Monday, January 09, 2012

this time, i'm getting you out of my life totally. i'm very very sad. but i know is non-comparable to yours, but mine is still as much though....

i guess the almost 5 months of break-up is too long to ask for any intention of trying-out or patching back.

why do i still cry.. i hate crying.. i just hate myself.. every single part about me..

i just hate myself.. i want to remove you from my life.. if not i can't really move on.. i'm just stuck in the 'relationship' of us.. living in the 'relationship' which didnt exist anymore. it hurts and finally i made the decision but it just too late.

you always say i'm selfish, i think so much for myself only and neglect my partner.. but do you think likewise for me.. i tried so hard to please everyone.. i try to be a good girlfriend. i tamed down with less emotions or losing tempers. i care and ask and never raise my voices.. i do all these were because that what a girlfriend should be.. shouldn't be a unreasonable or violent girlfriend, should be a girlfriend that you will be proud of and your friends and family will like.. silly me still thought of maybe 28-Jan-2012 we can get back together and start afresh on that date that means so much to us.. but i drop that thought forever. is my loss to lose a good guy and maybe i just dont have that life for all these. or maybe we are just not meant to be.. still thinking i finally know what i wanted that why i made the decision but it just too late or wrong timing.

just let me be like this now.. i don't know what to do anymore. my heart just felt like it was being crushed real hard and it is so painful till now i dont feel anything anymore..

Sunday, January 08, 2012

went for a facial @ $38 NETT at MENTSU at Tampines 1.. is a member promotion rate.. nice.. only did facial once last time to try at less than $60.. since got a SMS to mention abt this so i decide to go for it as it nice CNY and i always got so many blackheads as i dont wash my face often or should say i wash rarely with facial wash. normally is just clear water only.

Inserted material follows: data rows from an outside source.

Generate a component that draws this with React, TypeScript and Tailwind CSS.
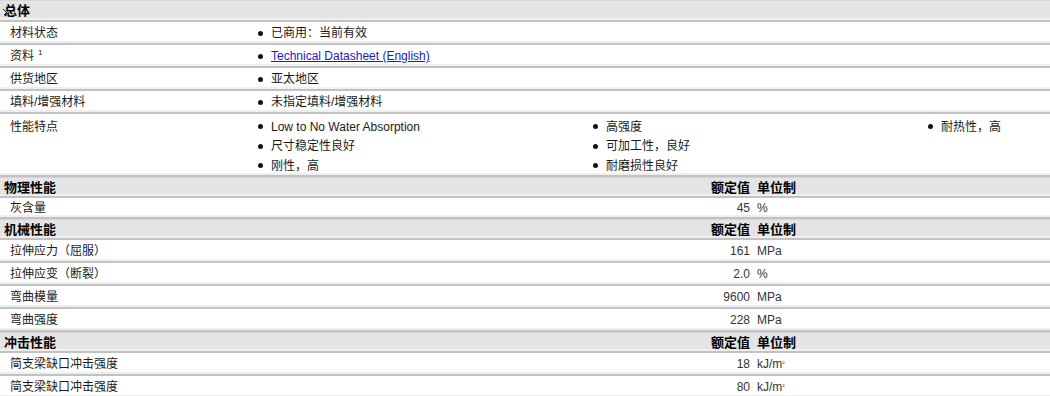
import React from "react";

const font = "font-['Liberation_Sans','Noto_Sans_CJK_SC',sans-serif]";
const rowLine = "border-b-2 border-[#c2c2c2] shadow-[inset_0_-2px_0_#efefef]";

function Bullet({ children }: { children: React.ReactNode }) {
  return (
    <div className="flex h-[19.5px] items-center">
      <span className="mr-[8px] size-[5px] shrink-0 rounded-full bg-[#111]" />
      <span>{children}</span>
    </div>
  );
}

function SectionHeader({ title, cols, first }: { title: string; cols?: boolean; first?: boolean }) {
  return (
    <div
      className={`flex ${first ? "h-[22px]" : "h-[21px]"} items-center border-t border-t-[#d6d6d6] bg-[#e4e4e4] pt-px ${rowLine} text-[13px] font-bold text-black`}
    >
      <div className="relative w-[500px] pl-[4px]">
        {first && (
          <svg className="absolute left-[2px] top-[7px]" width="8" height="8" viewBox="0 0 8 8" aria-hidden="true">
            <path d="M1 1 L5 5 M5 5 L2 7 M5 5 L7 7" stroke="#222" strokeWidth="1" fill="none" />
          </svg>
        )}
        {title}
      </div>
      {cols && (
        <>
          <div className="w-[250px] text-right">额定值</div>
          <div className="ml-[7px]">单位制</div>
        </>
      )}
    </div>
  );
}

function InfoRow({ label, children, sup }: { label: string; children: React.ReactNode; sup?: string }) {
  return (
    <div className={`flex h-[23px] items-center pt-px ${rowLine}`}>
      <div className="w-[250px] pl-[10px]">
        {label}
        {sup && <sup className="relative -top-[5px] ml-[4px] text-[8px]">{sup}</sup>}
      </div>
      <div className="pl-[8px]">{children}</div>
    </div>
  );
}

function PropRow({ label, value, unit, short }: { label: string; value: string; unit: React.ReactNode; short?: boolean }) {
  return (
    <div className={`flex ${short ? "h-[21px]" : "h-[23px]"} items-center pt-px ${rowLine}`}>
      <div className="w-[500px] pl-[10px]">{label}</div>
      <div className="w-[250px] text-right text-[#333]">{value}</div>
      <div className="ml-[7px] text-[#333]">{unit}</div>
    </div>
  );
}

const kjm2 = (
  <>
    kJ/m<sup className="text-[7px]">²</sup>
  </>
);

export default function App() {
  return (
    <div className={`h-[396px] w-[1050px] overflow-hidden bg-white text-[12px] text-[#1a1a1a] ${font}`}>
      <SectionHeader title="总体" first />
      <InfoRow label="材料状态">
        <Bullet>已商用：当前有效</Bullet>
      </InfoRow>
      <InfoRow label="资料" sup="1">
        <Bullet>
          <a href="#" className="text-[#1c1cc4] underline">
            Technical Datasheet (English)
          </a>
        </Bullet>
      </InfoRow>
      <InfoRow label="供货地区">
        <Bullet>亚太地区</Bullet>
      </InfoRow>
      <InfoRow label="填料/增强材料">
        <Bullet>未指定填料/增强材料</Bullet>
      </InfoRow>
      <div className={`flex h-[63px] ${rowLine}`}>
        <div className="w-[250px] pt-[3px] pl-[10px]">
          <div className="flex h-[19.5px] items-center">性能特点</div>
        </div>
        <div className="grid flex-1 grid-cols-[335px_335px_1fr] pt-[3px] pl-[8px]">
          <div>
            <Bullet>Low to No Water Absorption</Bullet>
            <Bullet>尺寸稳定性良好</Bullet>
            <Bullet>刚性，高</Bullet>
          </div>
          <div>
            <Bullet>高强度</Bullet>
            <Bullet>可加工性，良好</Bullet>
            <Bullet>耐磨损性良好</Bullet>
          </div>
          <div>
            <Bullet>耐热性，高</Bullet>
          </div>
        </div>
      </div>

      <SectionHeader title="物理性能" cols />
      <PropRow label="灰含量" value="45" unit="%" short />

      <SectionHeader title="机械性能" cols />
      <PropRow label="拉伸应力（屈服）" value="161" unit="MPa" />
      <PropRow label="拉伸应变（断裂）" value="2.0" unit="%" />
      <PropRow label="弯曲模量" value="9600" unit="MPa" />
      <PropRow label="弯曲强度" value="228" unit="MPa" />

      <SectionHeader title="冲击性能" cols />
      <PropRow label="简支梁缺口冲击强度" value="18" unit={kjm2} />
      <PropRow label="简支梁缺口冲击强度" value="80" unit={kjm2} />
    </div>
  );
}
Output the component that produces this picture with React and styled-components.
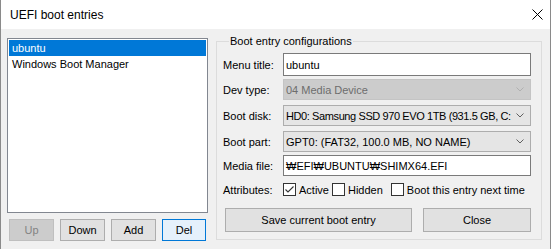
import React from 'react';
import styled, { createGlobalStyle } from 'styled-components';

const GlobalStyle = createGlobalStyle`
  html, body {
    margin: 0;
    padding: 0;
    background: #ffffff;
  }
  * {
    box-sizing: border-box;
  }
`;

const Window = styled.div`
  width: 551px;
  height: 249px;
  border-left: 1px solid #8a8a8a;
  border-right: 1px solid #8a8a8a;
  background: #f0f0f0;
  font-family: 'Liberation Sans', Arial, sans-serif;
  font-size: 11px;
  color: #000;
  display: flex;
  flex-direction: column;
  overflow: hidden;
`;

const TitleBar = styled.div`
  height: 29px;
  flex: none;
  background: #ffffff;
  display: flex;
  align-items: center;
  justify-content: space-between;
  padding: 0 7px 0 9px;
  font-size: 12px;
`;

const CloseGlyph = styled.svg`
  display: block;
`;

const Body = styled.div`
  flex: 1;
  display: flex;
  gap: 8px;
  padding: 4px 0 0 6px;
`;

const LeftColumn = styled.div`
  width: 201px;
  display: flex;
  flex-direction: column;
  gap: 6px;
  padding-top: 5px;
`;

const ListBox = styled.div`
  height: 175px;
  background: #ffffff;
  border: 1px solid #828790;
  padding: 1px;
`;

const ListItem = styled.div`
  height: 16px;
  line-height: 16px;
  padding-left: 3px;
  background: ${({ $selected }) => ($selected ? '#0078d7' : 'transparent')};
  color: ${({ $selected }) => ($selected ? '#ffffff' : '#000')};
`;

const ButtonRow = styled.div`
  display: flex;
  gap: 6px;
  padding: 0 2px;
`;

const Button = styled.button`
  font: inherit;
  height: ${({ $h }) => $h || 22}px;
  width: ${({ $w }) => $w}px;
  padding: 0;
  border: 1px solid;
  background: ${({ $focused, disabled }) =>
    disabled ? '#cccccc' : $focused ? '#e5f1fb' : '#e1e1e1'};
  color: ${({ disabled }) => (disabled ? '#838383' : '#000')};
  border-color: ${({ $focused, disabled }) =>
    disabled ? '#bfbfbf' : $focused ? '#0078d7' : '#adadad'};
`;

const GroupBox = styled.fieldset`
  width: 326px;
  height: 207px;
  margin: 0;
  padding: 4px 10px 0 6px;
  border: 1px solid #dcdcdc;
  min-width: 0;
  display: flex;
  flex-direction: column;
`;

const Legend = styled.legend`
  padding: 0 1px;
  margin-left: 6px;
  line-height: 16px;
`;

const FieldRow = styled.div`
  display: grid;
  grid-template-columns: 60px 1fr;
  align-items: center;
  height: ${({ $h }) => $h}px;
  margin-top: ${({ $mt }) => $mt || 0}px;
`;

const Label = styled.span`
  white-space: nowrap;
`;

const TextBox = styled.div`
  height: 100%;
  background: #ffffff;
  border: 1px solid #7a7a7a;
  padding-left: 2px;
  display: flex;
  align-items: center;
  white-space: nowrap;
  overflow: hidden;
`;

const Combo = styled.div`
  height: 100%;
  background: ${({ $disabled }) => ($disabled ? '#cccccc' : '#e5e5e5')};
  border: 1px solid ${({ $disabled }) => ($disabled ? '#c4c4c4' : '#adadad')};
  color: ${({ $disabled }) => ($disabled ? '#6d6d6d' : '#000')};
  display: flex;
  align-items: center;
  padding: 0 0 0 2px;
  min-width: 0;
`;

const ComboText = styled.span`
  flex: 1;
  min-width: 0;
  white-space: nowrap;
  letter-spacing: ${({ $tight }) => ($tight ? '-0.4px' : 'normal')};
`;

const ComboArrow = styled.svg`
  flex: none;
  margin: 0 6px 0 2px;
`;

const AttrRow = styled.div`
  display: flex;
  align-items: center;
  height: 17px;
  margin-top: 5px;
`;

const AttrLabel = styled.span`
  width: 60px;
  flex: none;
`;

const CheckLabel = styled.label`
  display: flex;
  align-items: center;
  gap: 3px;
  margin-right: ${({ $mr }) => $mr || 0}px;
  white-space: nowrap;
`;

const Box = styled.span`
  width: 13px;
  height: 13px;
  flex: none;
  border: 1px solid #333333;
  background: #ffffff;
  display: flex;
  align-items: center;
  justify-content: center;
`;

const ActionRow = styled.div`
  display: flex;
  justify-content: space-between;
  margin-top: 10px;
  padding-left: 2px;
`;

function ComboBox({ value, disabled, tight }) {
  return (
    <Combo $disabled={disabled}>
      <ComboText $tight={tight}>{value}</ComboText>
      <ComboArrow width="8" height="5" viewBox="0 0 8 5">
        <path
          d="M0.5 0.5 L4 4 L7.5 0.5"
          fill="none"
          stroke={disabled ? '#b0b0b0' : '#606060'}
          strokeWidth="1"
        />
      </ComboArrow>
    </Combo>
  );
}

function CheckBox({ checked, children, mr }) {
  return (
    <CheckLabel $mr={mr}>
      <Box>
        {checked && (
          <svg width="11" height="11" viewBox="0 0 11 11">
            <path d="M1.5 5.5 L4 8 L9.5 2.5" fill="none" stroke="#333" strokeWidth="1.1" />
          </svg>
        )}
      </Box>
      {children}
    </CheckLabel>
  );
}

export default function App() {
  return (
    <>
      <GlobalStyle />
      <Window>
        <TitleBar>
          <span>UEFI boot entries</span>
          <CloseGlyph width="11" height="11" viewBox="0 0 11 11">
            <path d="M0.5 0.5 L10.5 10.5 M10.5 0.5 L0.5 10.5" stroke="#000" strokeWidth="1" />
          </CloseGlyph>
        </TitleBar>
        <Body>
          <LeftColumn>
            <ListBox>
              <ListItem $selected>ubuntu</ListItem>
              <ListItem>Windows Boot Manager</ListItem>
            </ListBox>
            <ButtonRow>
              <Button $w={45} disabled>Up</Button>
              <Button $w={45}>Down</Button>
              <Button $w={45}>Add</Button>
              <Button $w={44} $focused>Del</Button>
            </ButtonRow>
          </LeftColumn>
          <GroupBox>
            <Legend>Boot entry configurations</Legend>
            <FieldRow $h={23}>
              <Label>Menu title:</Label>
              <TextBox>ubuntu</TextBox>
            </FieldRow>
            <FieldRow $h={21} $mt={3}>
              <Label>Dev type:</Label>
              <ComboBox value="04  Media Device" disabled />
            </FieldRow>
            <FieldRow $h={21} $mt={5}>
              <Label>Boot disk:</Label>
              <ComboBox value="HD0: Samsung SSD 970 EVO 1TB (931.5 GB, C:" tight />
            </FieldRow>
            <FieldRow $h={21} $mt={5}>
              <Label>Boot part:</Label>
              <ComboBox value="GPT0: (FAT32, 100.0 MB, NO NAME)" />
            </FieldRow>
            <FieldRow $h={21} $mt={3}>
              <Label>Media file:</Label>
              <TextBox>₩EFI₩UBUNTU₩SHIMX64.EFI</TextBox>
            </FieldRow>
            <AttrRow>
              <AttrLabel>Attributes:</AttrLabel>
              <CheckBox checked mr={3}>Active</CheckBox>
              <CheckBox mr={8}>Hidden</CheckBox>
              <CheckBox>Boot this entry next time</CheckBox>
            </AttrRow>
            <ActionRow>
              <Button $w={187} $h={24}>Save current boot entry</Button>
              <Button $w={108} $h={24}>Close</Button>
            </ActionRow>
          </GroupBox>
        </Body>
      </Window>
    </>
  );
}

starting sch on Tuesday.. hopefully it will keep me occupy and make me think less of those not 'so important' issue. also dont know if is call important anot but it just bothers me for weeks and months le.. not that i have yet to come to a conclusion and decision but it is so tough going to execute it. there are always attempts to stop me to executing it and make it dragging it on. i know i just need to be 狠心.. wanting to please everyone or most people but i'm not very happy.

sigh~~ should i just stay single for life and not be involve in any relationship since i cant seem to be able to handle them properly. i guess i'm just not suit to be in a relationship. not a good lover, not a caring and understanding girlfriend. damn... how long can this go on.. i'm going crazy soon.. can someone just save me from this.. who can i talk to or rather, who do i even feel comfortable talking about all these..

Tuesday, January 03, 2012

tmr will be the orientation day for my master course. will have briefing given, speech from dean and professors i guess.. from 5pm to 8pm..

can someone just give me a solution, and a reasonable and un-debatable solution so i will just follow.

Sunday, January 01, 2012

first entry for 2012

Happy New Year.. is 2012.. a new year a new start and it will be a great year i wish.. thanks everyone which brings me happiness, sadness, guilt, anger, laughters, joys etc. you all have make me how wonderful life can be with different emotions. i will bring more colours to my year in 2012 and hopefully, somethings great will happen for the year.